I mean, yeah, it was nice of Lamien Wusselle to show people all over the world praising America for its accomplishments, talking about how the United States is a symbol of excellence, that if we couldn't do it, no one could. But would it have been THAT HARD for him to include a shot of Buzz Aldrin peeing out an airlock and right onto the Russian landmass? We all know that the space program was about two things: making America look great and making the Soviets look like little weaklings. Why not dramatize that with a little fictionalized space drizzle?
Also, I think it's shameful that the film did not include any images of the Soviet populace evacuating its bowels en masse after news of the American moon landing.
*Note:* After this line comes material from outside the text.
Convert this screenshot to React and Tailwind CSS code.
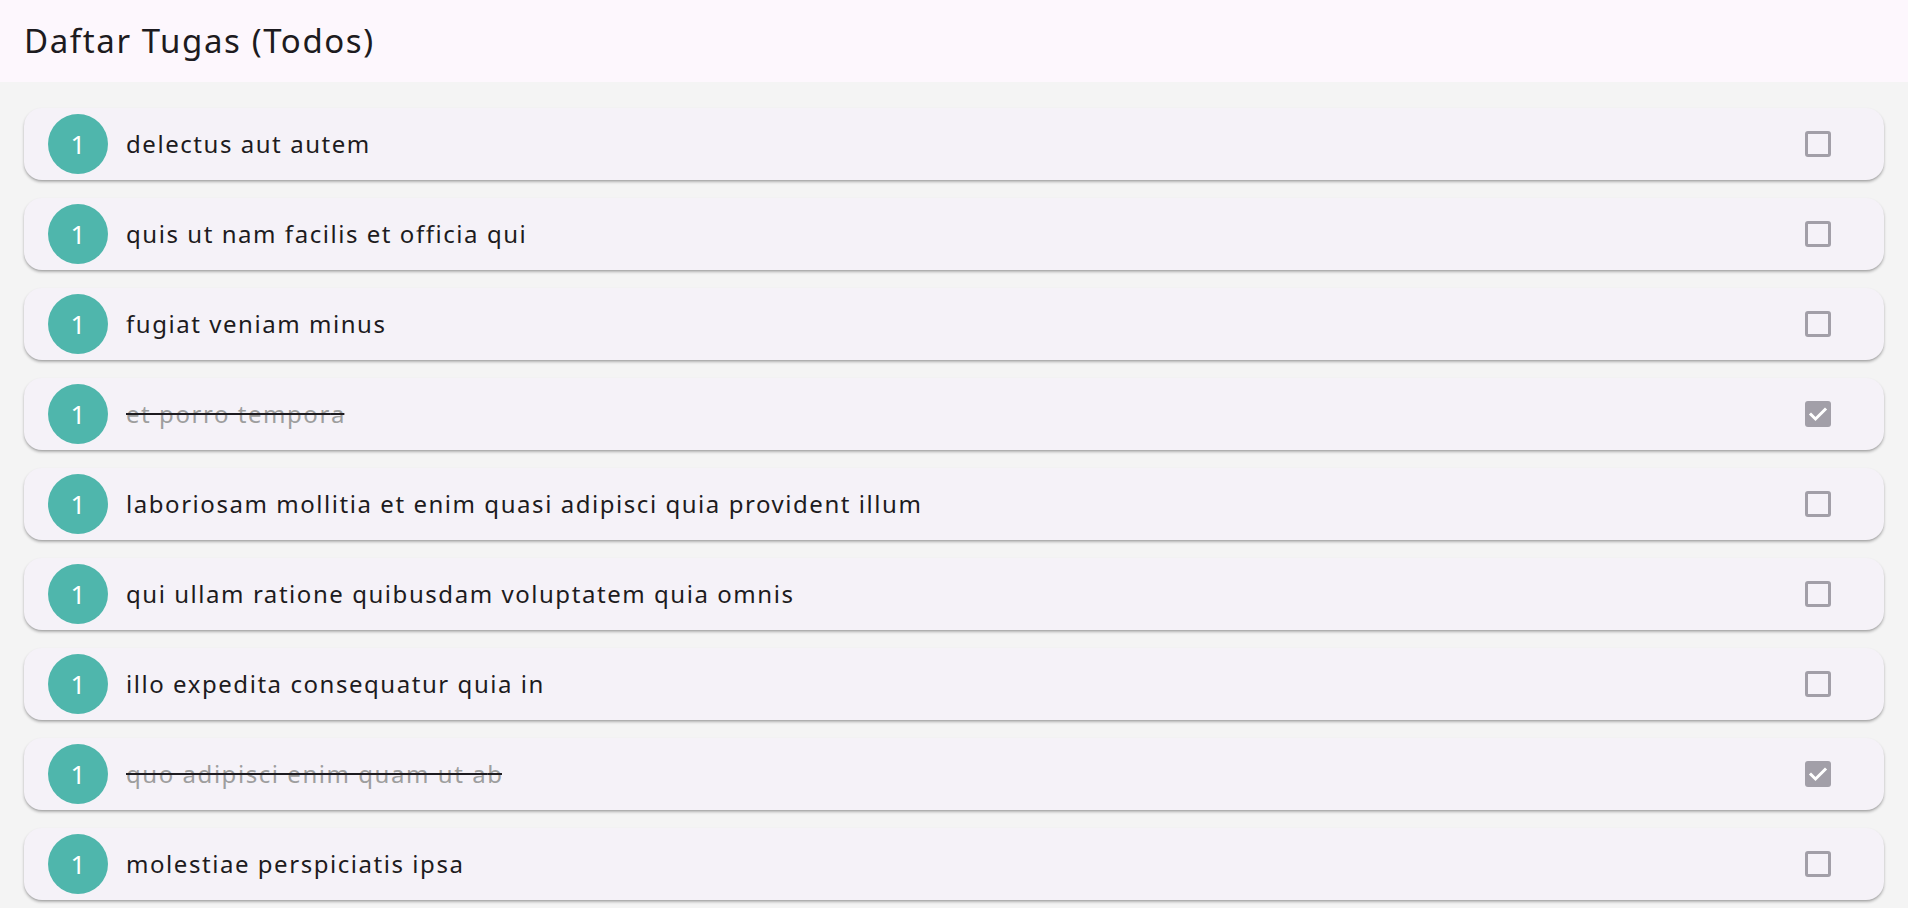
import React from "react";

const todos = [
  { title: "delectus aut autem", done: false },
  { title: "quis ut nam facilis et officia qui", done: false },
  { title: "fugiat veniam minus", done: false },
  { title: "et porro tempora", done: true },
  { title: "laboriosam mollitia et enim quasi adipisci quia provident illum", done: false },
  { title: "qui ullam ratione quibusdam voluptatem quia omnis", done: false },
  { title: "illo expedita consequatur quia in", done: false },
  { title: "quo adipisci enim quam ut ab", done: true },
  { title: "molestiae perspiciatis ipsa", done: false },
];

function Check({ done }) {
  if (done) {
    return (
      <div className="w-[26px] h-[26px] rounded-[3px] bg-[#a29fa8] flex items-center justify-center">
        <svg width="24" height="24" viewBox="0 0 24 24">
          <path d="M5 12.5l4.5 4.5 9.5-9.5" fill="none" stroke="white" strokeWidth="3" strokeLinecap="square" />
        </svg>
      </div>
    );
  }
  return <div className="w-[26px] h-[26px] rounded-[3px] border-[3px] border-[#a29fa8]" />;
}

export default function App() {
  return (
    <div
      className="w-[1908px] h-[908px] overflow-hidden bg-[#f4f4f4] flex flex-col"
      style={{ fontFamily: '"Noto Sans", "Open Sans", sans-serif' }}
    >
      <div className="h-[82px] shrink-0 bg-[#fdf7fd] flex items-center pl-[24px]">
        <h1 className="text-[33px] text-[#1d1b20] font-normal tracking-[1.6px]">Daftar Tugas (Todos)</h1>
      </div>
      <div className="flex flex-col gap-[18px] pt-[26px] px-[24px]">
        {todos.map((t, i) => (
          <div
            key={i}
            className="h-[72px] shrink-0 rounded-[18px] bg-[#f5f2f8] flex items-center pl-[24px] pr-[53px] shadow-[0_2px_3px_rgba(0,0,0,0.28),0_1px_1px_rgba(0,0,0,0.06)]"
          >
            <div className="w-[60px] h-[60px] rounded-full bg-[#4fb6ac] flex items-center justify-center text-white text-[26px]">
              1
            </div>
            <div className="ml-[18px] flex-1 text-[24px] tracking-[1.55px]">
              <span
                className={
                  "inline-block " +
                  (t.done
                    ? "text-[#9e9e9e] line-through decoration-[#1d1b20] decoration-[1.5px]"
                    : "text-[#1d1b20]")
                }
              >
                {t.title.slice(0, -1)}
                <span className="tracking-[0px]">{t.title.slice(-1)}</span>
              </span>
            </div>
            <Check done={t.done} />
          </div>
        ))}
      </div>
    </div>
  );
}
The Russians have tried to cover this up for decades, so I'm not surprised that Hollyweird would hide it, but we know, for a fact, that all 130 million filthy Russkies simultaneously shit themselves in fear when they learned of America's dominance of the moon. First Man‘s failure to acknowledge this fact just highlights how much the filmmakers hate America. It's disgusting.
Finally, I thought it was pretty inappropriate for Neil Armstrong's closing line—after he returns to the United States, and is sitting in quarantine, looking lovingly at his wife—to have been, "Actually, communism is good now and America is bad. Hail Hydra." WHAT THE HELL HOLLYWOOD WHAT ARE YOU DOING WITH OUR HEROES? Also, why didn't they advertise this as an MCU movie, that would've gotten the grosses way up.
So yeah, Sonny Boy. I'm sure you and your friends in the LIBERAL MEDIA had a good laugh at this desecration of an American legend, but we real people aren't going to be fooled by your lies.
Well, there you have it. Thanks to Kent for setting me straight. First Man is bad after all.